I have a 650ml bottle of Pelforth Brune in my possession. When my band played in Paris some weeks ago, we decided to politely decline a kind offer of floor space in a cramped apartment and treat ourselves to a budget hotel for the night. I bought the beer to drink in the hotel room (everyone knows hotel room beers are a rare treat) but, on arrival in an especially grim branch of Formule 1 in a less than inviting neighbourhood, I lost all desire to drink it and went straight to bed instead. Much as I like the beer, I wouldn't normally bother to bring any back home with me; but it remained in my bag and, as it joined the rest of my stash, I wondered how it would taste when drunk on my sofa.
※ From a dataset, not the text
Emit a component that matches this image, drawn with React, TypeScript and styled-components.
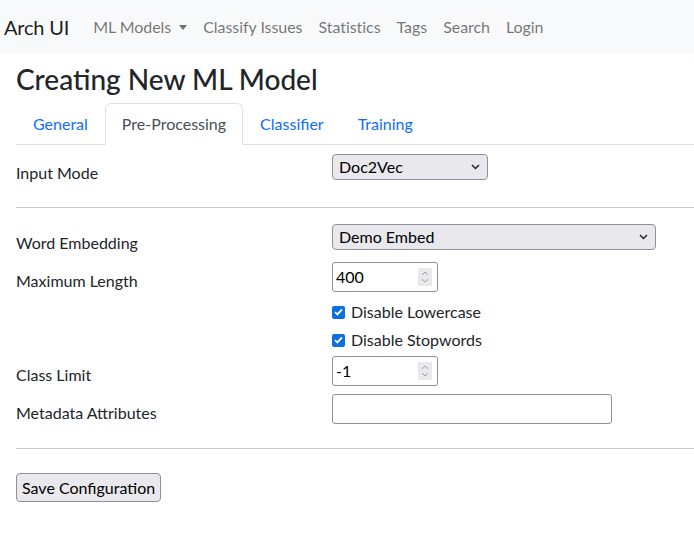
import React from "react";
import styled, { createGlobalStyle } from "styled-components";

const GlobalStyle = createGlobalStyle`
  html, body { margin: 0; padding: 0; background: #fff; }
  body {
    font-family: Lato, "Noto Sans", sans-serif;
    font-size: 16px;
    line-height: 1.5;
    color: #212529;
  }
  * { box-sizing: border-box; }
`;

const Navbar = styled.nav`
  height: 53px;
  background: #f8f9fa;
  display: flex;
  align-items: center;
  padding: 0 4px;
`;

const Brand = styled.a`
  font-size: 20px;
  color: rgba(0, 0, 0, 0.9);
  margin-right: 16px;
  text-decoration: none;
  line-height: 30px;
  letter-spacing: -0.2px;
`;

const NavList = styled.ul`
  display: flex;
  list-style: none;
  margin: 0;
  padding: 0;
`;

const NavLink = styled.a`
  display: block;
  padding: 8px;
  color: rgba(0, 0, 0, 0.55);
  text-decoration: none;
  line-height: 24px;
  letter-spacing: -0.05px;
`;

const Caret = styled.span`
  display: inline-block;
  margin-left: 8px;
  vertical-align: 3px;
  border-top: 5px solid rgba(0, 0, 0, 0.55);
  border-left: 4px solid transparent;
  border-right: 4px solid transparent;
`;

const Main = styled.main`
  padding-left: 16px;
`;

const Title = styled.h1`
  font-size: 28px;
  font-weight: 500;
  line-height: 34px;
  margin: 9px 0 7px;
`;

const Tabs = styled.ul`
  display: flex;
  list-style: none;
  margin: 0;
  padding: 0;
  border-bottom: 1px solid #dee2e6;
`;

const Tab = styled.li<{ $active?: boolean }>`
  margin-bottom: -1px;
  padding: 8px 16px;
  line-height: 24px;
  border: 1px solid ${(p) => (p.$active ? "#dee2e6" : "transparent")};
  border-bottom-color: ${(p) => (p.$active ? "#fff" : "transparent")};
  border-radius: 6px 6px 0 0;
  background: ${(p) => (p.$active ? "#fff" : "transparent")};
  color: ${(p) => (p.$active ? "#495057" : "#0d6efd")};
`;

const TabPane = styled.section`
  padding-top: 9px;
`;

const FormRow = styled.div`
  display: grid;
  grid-template-columns: 316px 1fr;
  align-items: start;
`;

const Label = styled.label`
  padding: 7px 0;
  line-height: 24px;
`;

const Control = styled.div<{ $offset?: boolean }>`
  grid-column: ${(p) => (p.$offset ? "2" : "auto")};
`;

const Rule = styled.hr<{ $mt: number; $mb: number }>`
  border: 0;
  border-top: 1px solid #c8c9ca;
  margin: ${(p) => p.$mt}px 0 ${(p) => p.$mb}px;
`;

const SelectWrap = styled.div<{ $w: number }>`
  position: relative;
  width: ${(p) => p.$w}px;
  height: 26px;
  svg {
    position: absolute;
    right: 8px;
    top: 10px;
    pointer-events: none;
  }
`;

const Select = styled.select`
  appearance: none;
  width: 100%;
  height: 100%;
  margin: 0;
  padding: 0 6px;
  font: inherit;
  line-height: 24px;
  color: #000;
  background: #e9e9ed;
  border: 1px solid #8f8f9d;
  border-radius: 4px;
`;

const Field = styled.div<{ $w: number; $h: number }>`
  display: flex;
  align-items: center;
  width: ${(p) => p.$w}px;
  height: ${(p) => p.$h}px;
  border: 1px solid #8f8f9d;
  border-radius: 3px;
  background: #fff;
  padding: 0 5px 0 3px;
`;

const FieldInput = styled.input`
  flex: 1;
  min-width: 0;
  border: 0;
  outline: none;
  padding: 0;
  font: inherit;
  color: #000;
  background: transparent;
`;

const Spinner = styled.span`
  display: flex;
  flex-direction: column;
  align-items: center;
  justify-content: space-around;
  width: 14px;
  height: 18px;
  background: #e9e9ed;
  border-radius: 1px;
  padding: 2px 0;
`;

const CheckRow = styled.label`
  display: flex;
  align-items: center;
  gap: 6px;
  height: 24px;
  margin-bottom: 4px;
  line-height: 24px;
`;

const Box = styled.span`
  display: inline-flex;
  align-items: center;
  justify-content: center;
  width: 13px;
  height: 13px;
  border-radius: 2px;
  background: #0b6fe0;
`;

const Button = styled.button`
  height: 29px;
  padding: 0 5px;
  font: inherit;
  line-height: 24px;
  color: #000;
  background: #e9e9ed;
  border: 1px solid #8f8f9d;
  border-radius: 4px;
`;

const Chevron = () => (
  <svg width="9" height="6" viewBox="0 0 9 6">
    <path d="M1 1 L4.5 4.5 L8 1" fill="none" stroke="#222" strokeWidth="1.5" />
  </svg>
);

const NumberField = ({ value }: { value: string }) => (
  <Field $w={106} $h={30}>
    <FieldInput type="text" inputMode="numeric" defaultValue={value} />
    <Spinner>
      <svg width="8" height="5" viewBox="0 0 8 5">
        <path d="M1 4 L4 1 L7 4" fill="none" stroke="#a0a0a8" strokeWidth="1" />
      </svg>
      <svg width="8" height="5" viewBox="0 0 8 5">
        <path d="M1 1 L4 4 L7 1" fill="none" stroke="#a0a0a8" strokeWidth="1" />
      </svg>
    </Spinner>
  </Field>
);

const Check = ({ label }: { label: string }) => (
  <CheckRow>
    <Box>
      <svg width="9" height="8" viewBox="0 0 9 8">
        <path d="M1 4.2 L3.4 6.4 L8 1.4" fill="none" stroke="#fff" strokeWidth="1.8" />
      </svg>
    </Box>
    {label}
  </CheckRow>
);

export default function App() {
  return (
    <>
      <GlobalStyle />
      <Navbar>
        <Brand href="#">Arch UI</Brand>
        <NavList>
          <li>
            <NavLink href="#">
              ML Models
              <Caret />
            </NavLink>
          </li>
          <li><NavLink href="#">Classify Issues</NavLink></li>
          <li><NavLink href="#">Statistics</NavLink></li>
          <li><NavLink href="#">Tags</NavLink></li>
          <li><NavLink href="#">Search</NavLink></li>
          <li><NavLink href="#">Login</NavLink></li>
        </NavList>
      </Navbar>
      <Main>
        <Title>Creating New ML Model</Title>
        <Tabs>
          <Tab>General</Tab>
          <Tab $active>Pre-Processing</Tab>
          <Tab>Classifier</Tab>
          <Tab>Training</Tab>
        </Tabs>
        <TabPane>
          <FormRow>
            <Label>Input Mode</Label>
            <Control>
              <SelectWrap $w={156}>
                <Select defaultValue="Doc2Vec">
                  <option>Doc2Vec</option>
                  <option>Word Embedding</option>
                </Select>
                <Chevron />
              </SelectWrap>
            </Control>
          </FormRow>
          <Rule $mt={15} $mb={16} />
          <FormRow>
            <Label>Word Embedding</Label>
            <Control>
              <SelectWrap $w={324}>
                <Select defaultValue="Demo Embed">
                  <option>Demo Embed</option>
                </Select>
                <Chevron />
              </SelectWrap>
            </Control>
          </FormRow>
          <FormRow>
            <Label>Maximum Length</Label>
            <Control>
              <NumberField value="400" />
            </Control>
          </FormRow>
          <FormRow>
            <Control $offset>
              <Check label="Disable Lowercase" />
              <Check label="Disable Stopwords" />
            </Control>
          </FormRow>
          <FormRow>
            <Label>Class Limit</Label>
            <Control>
              <NumberField value="-1" />
            </Control>
          </FormRow>
          <FormRow>
            <Label>Metadata Attributes</Label>
            <Control>
              <Field $w={280} $h={30}>
                <FieldInput type="text" defaultValue="" />
              </Field>
            </Control>
          </FormRow>
          <Rule $mt={16} $mb={24} />
          <Button type="button">Save Configuration</Button>
        </TabPane>
      </Main>
    </>
  );
}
It was unlikely to match up to the memory of the last time I tasted it, in a roadside restaurant hallway through a leisurely bike ride between Nice and Juan-les-Pinnes.

It pours an attractive reddish-brown, with a beige head. The aroma isn't hugely inviting – it’s a little acidic, and reminds me of Harvey’s Bloomsbury Brown. The taste is actually not dissimilar either, although perhaps this is closer to a big, malt-monster of a Scotch ale – caramel sweetness is dominant, with no notable hop presence at all. That malt is full of interesting flavours – there’s a little chocolate, but mixed with cereals, a bit like a malted chocolate milkshake. Banana, plum and cola are all present, alongside a nutty, marzipan note. This is possibly characteristic of certain French yeast strands – I've noticed it in the occasional Biére de Garde, especially Jenlain.

It’s unlikely to be to everyone’s tastes – I can imagine many might find it too sweet – but there’s genuine complexity here. I can’t pretend to be objective, because I want to like Pelforth Brune based on happy memories I associate with the beer. But if you haven’t tried it and you do happen to be ordering from Beermerchants, I’d urge you to take a punt and try it for yourself. And if you don’t like it, book yourself a holiday in France and see if that changes your mind.